The Drone Honey Bee

Comprehensive Overview of Apis mellifera Drone Development, Biology, and Interaction with The Queen

Author(s): Lovleen Marwaha * .

Pp: 1-17 (17)

DOI: 10.2174/9789815179309123010003

* (Excluding Mailing and Handling)


The male honey bees, the reproductive caste of the colony, develop through haploid/diploid parthenogenesis. The drones develop from haploid/ diploid unfertilized eggs produced by parthenogenesis or from diploid fertilized eggs having identical sex alleles, formed after sexual reproduction, with more probability when the queen honey bee mates with the drones of the same hives. Therefore, two types of drone honey bees, based on ploidy, are common in colonies, e.g. haploid or/and diploid. The number of drone honey bees staying in the colony varies according to protein resources and the strength of the worker honey bees. Generally, the haploid drone eggs/larvae laid by workers are removed by the nurse bee due to cannibalism. The above-mentioned eggs/larvae are marked with certain specific hormones that act as markers for cannabalic removal of the same. Further, the development of drones is influenced by colony temperature; hence overall development can be completed within 24-25 days. The purpose of drone life is to produce sperm and mate with the queen.

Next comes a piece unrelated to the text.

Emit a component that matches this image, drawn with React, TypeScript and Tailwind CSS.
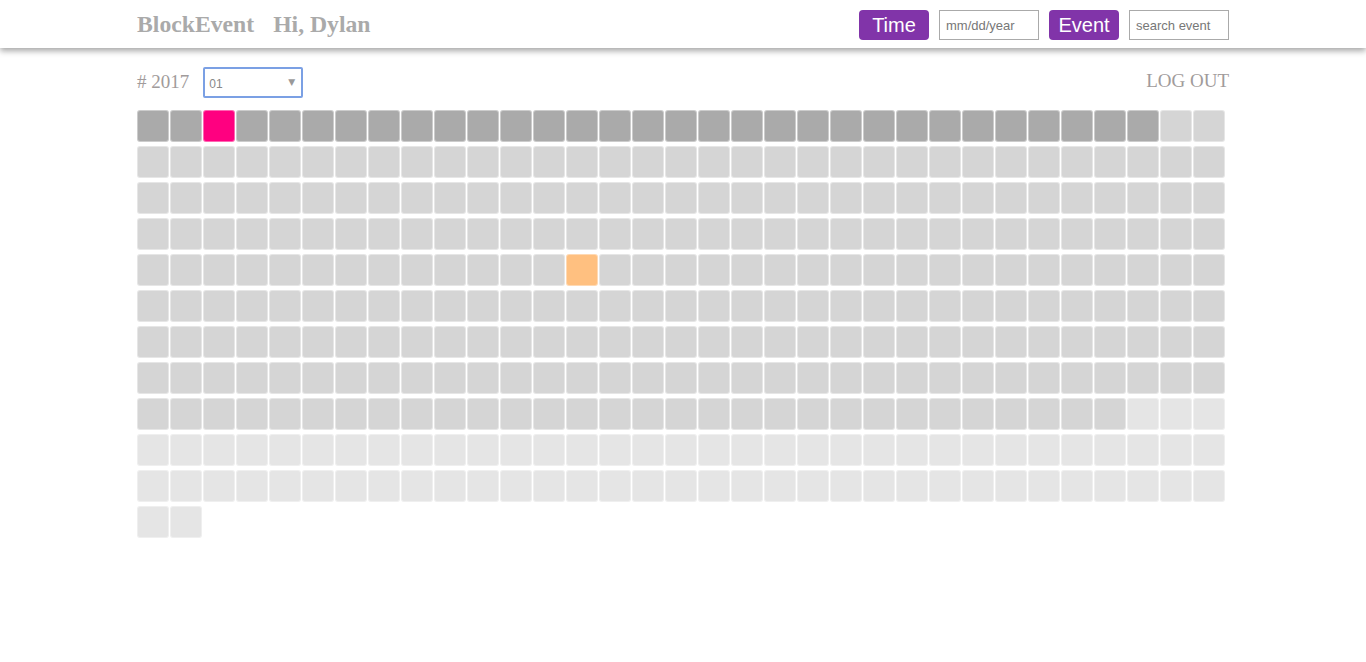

The queen attracts the drone's honey bees toward herself with pheromones 9-ODA, 9-HDA and 10 HDA. The drone number and fertility depend upon the colony's environmental conditions, genomic possession and available food in the colony. The specific chapter provides deep insight into the development of drones, the biology of drones, the reproductive system, and the mating behaviour of particular castes. Subsequent chapters highlight morphometric characteristics of drones, development, mating, reproduction and artificial drone production.

Keywords: Haploid and Diploid Drones, Parthenogenesis, Developmental Synchronicity.